En 1970 una editorial especializada en libros de texto publicó una antología de traducciones para uso y venta únicos en secundarias estadunidenses. Su prologuista era un lujo: W. H. Auden. Sólo hasta 2015 su albacea y editor Edward Mendelson recuperó el prólogo en el tomo sexto y final de Prose (1969-1973). De ahí, van cinco lecciones.
1. Le dijeron a Anatole France que la traducción era una cosa imposible. Respondió: “Precisamente, mi amigo; reconocer esa verdad es un preámbulo necesario para tener éxito en el arte”.
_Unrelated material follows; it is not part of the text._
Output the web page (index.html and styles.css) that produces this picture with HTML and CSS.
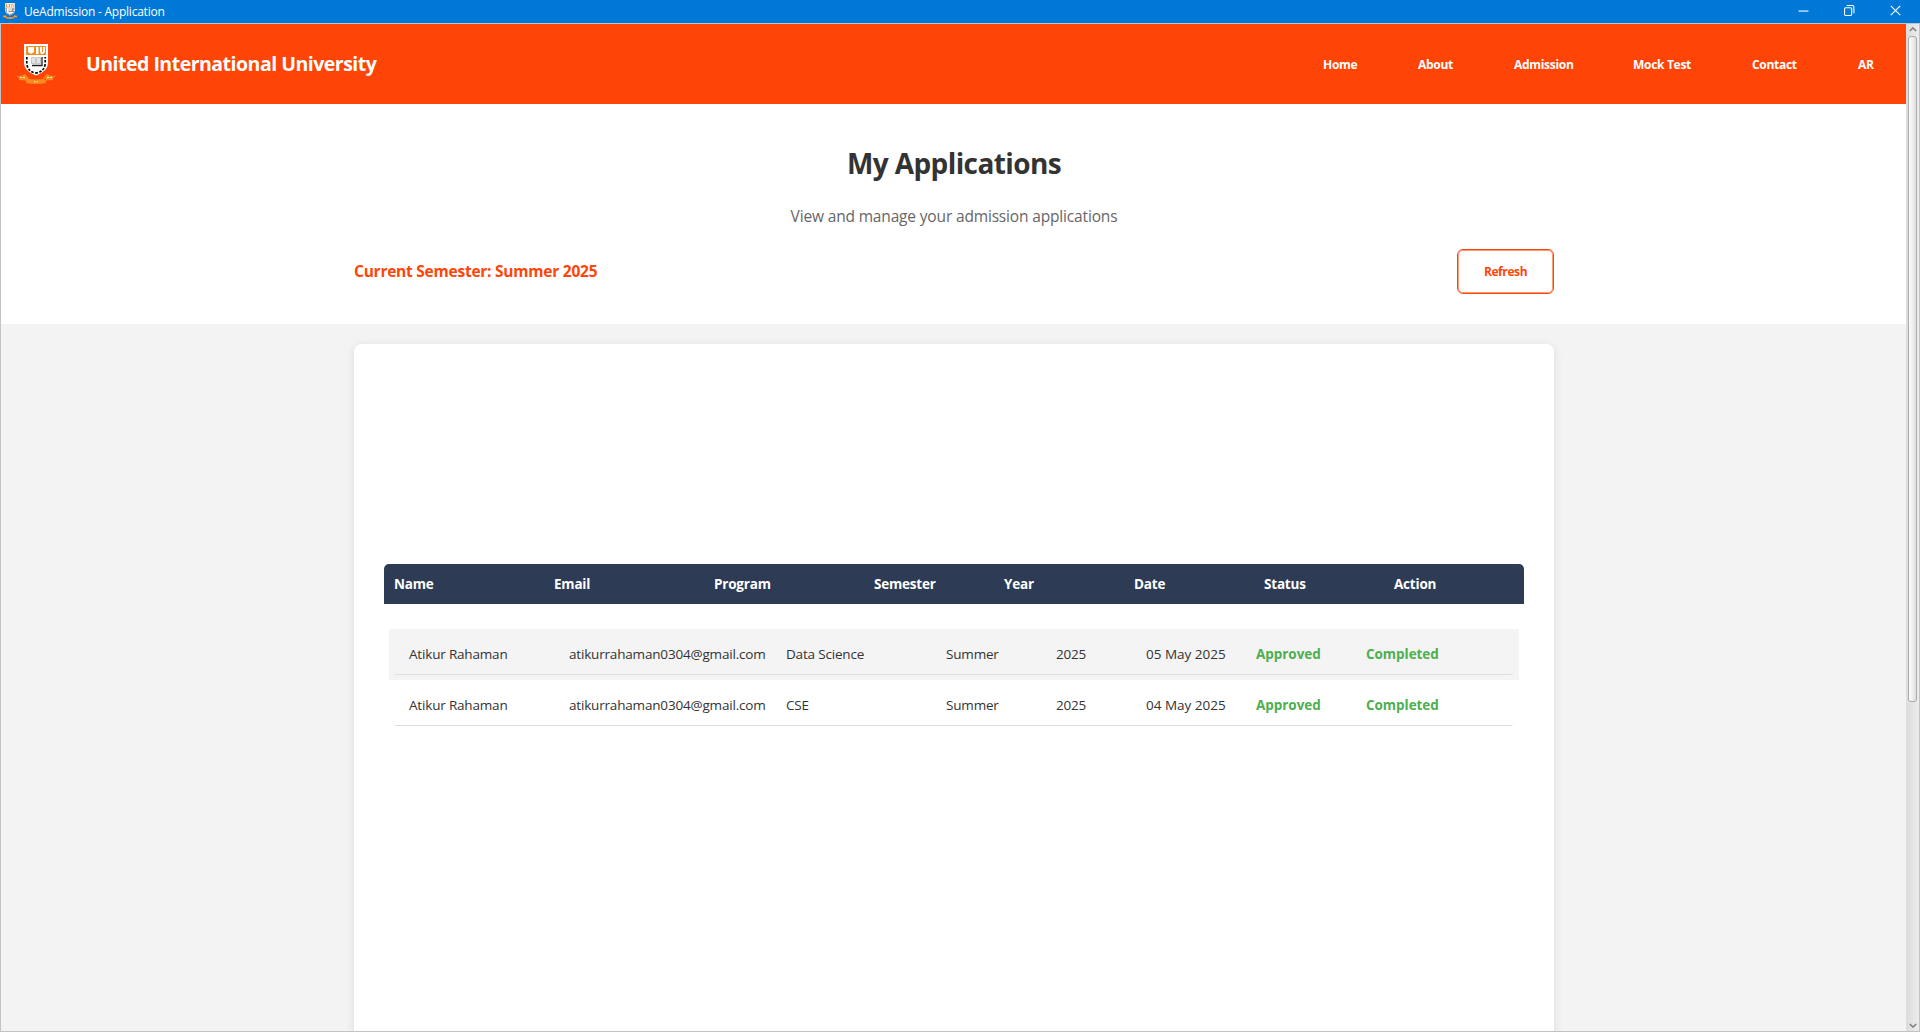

2. Como escribió Arthur Waley: “El traductor debe usar las herramientas que mejor sabe manejar. Lo que importa es que a un traductor lo entusiasme la obra que traduce, que lo asedie noche y día la sensación de que debe poner esa obra en su propio lenguaje”.
3. Algo que no se debe hacer. Un traductor de Homero, en un intento de darle al lector “una probada de cómo suena, o incluso todo el sentido del griego original” llegó al extremo de escribir hydropot donde sólo iba: “Bebedor de agua”.
4. Una vez que el traductor ha aprendido con exactitud qué dice su autor, empieza la tarea verdadera: capturar en su propia lengua el tono de voz del autor. Pongamos que está traduciendo a Goethe. La pregunta que debe hacerse y responder es la siguiente: “¿Qué, sin dejar de ser él mismo, habría escrito Goethe, si hubiera pensado y escrito en inglés?”
5. Tomemos esta frase de Virgilio (Eneida I, 402): “Rosea cervice refulsit”. En el siglo XVII John Dryden la tradujo así: “Ella se volvió e hizo que apareciera/ su cuello refulgente”. Aquí, escribe Auden, uno puede decir con certidumbre que Dryden se equivocó. Claro que la palabra inglesa refulgent se deriva en etimología del latín, pero tiene un tono neoclásico que refulsit no pudo tener para los contemporáneos de Virgilio. Para ellos el efecto debió ser más próximo a la traducción del escocés Gavin Douglas (1474-1522): “Su cuello brilló como la rosa de mayo”. El mes (no en Virgilio) precisa cuello, brillo y rosa.